Network Firm News

Tuesday, September 11, 2007

Robert E. Kerrigan, Jr. and Duris L. Holmes of Deutsch, Kerrigan & Stiles favorably held damages to less than 10% of the award being sought by plaintiffs in an intellectual property trial, despite the underlying decision of liability--which was decided before the firm’s involvement in the case--being heralded as a landmark opinion.

Several universities have trumpeted the Eastern District of Louisiana’s July 2006 decision in Louisiana State University v. Smack Apparel Co. as a landmark opinion due to its grant of trademark protection for the unregistered color schemes used by LSU, Ohio State, the University of Oklahoma, and the University of Southern California. The plaintiff universities sued a t-shirt maker and its president under state and federal law for selling six unlicensed t-shirts that used the colors of the universities together with other indicia they claimed suggested some affiliation with the schools.
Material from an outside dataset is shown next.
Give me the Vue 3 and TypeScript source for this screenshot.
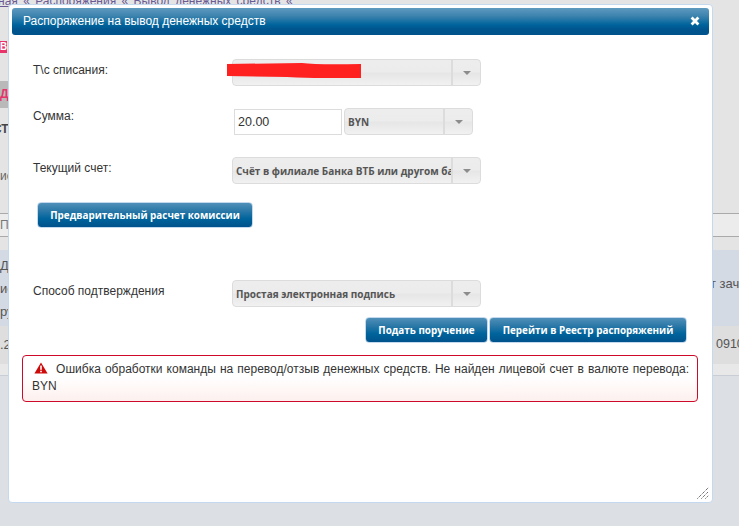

DK&S attorneys Robert E. Kerrigan, Jr. and Duris L. Holmes were brought into the case after cross motions were filed for summary judgment as to liability. The district court ruled for the plaintiffs as to liability finding that the color schemes were protected despite the fact that they were not registered trademarks. The case then proceeded to a damages trial in November 2006.

Duris Holmes tried the case with James A. Tilly of Oklahoma City. After a two day trial, despite onerous instructions to the jury that the defendants were liable for trademark infringement, the jury awarded plaintiffs only $46,000, including less than one-half of the profits which Smack derived from the sale of the t-shirts. In post-trial rulings, the district court rejected the plaintiff universities attempts to obtain broad injunctive relief and enhanced damages for willful infringement of three times the amount of actual damages. On August 28, 2007, the district court completed its consideration of the case when it refused to award the universities the almost $1 million in attorney’s fees and costs they sought as an exceptional case under the Lanham Act. Instead, the court awarded slightly more than $100,000 only to LSU on its state law claims, resulting in a total recovery by the plaintiffs of less than 10% of the monetary remedies they sought.

The defendants previously appealed the liability and damages awards to the United States Court of Appeals for the Fifth Circuit, and the parties are considering their options for appeal as to the district court’s post-trial rulings.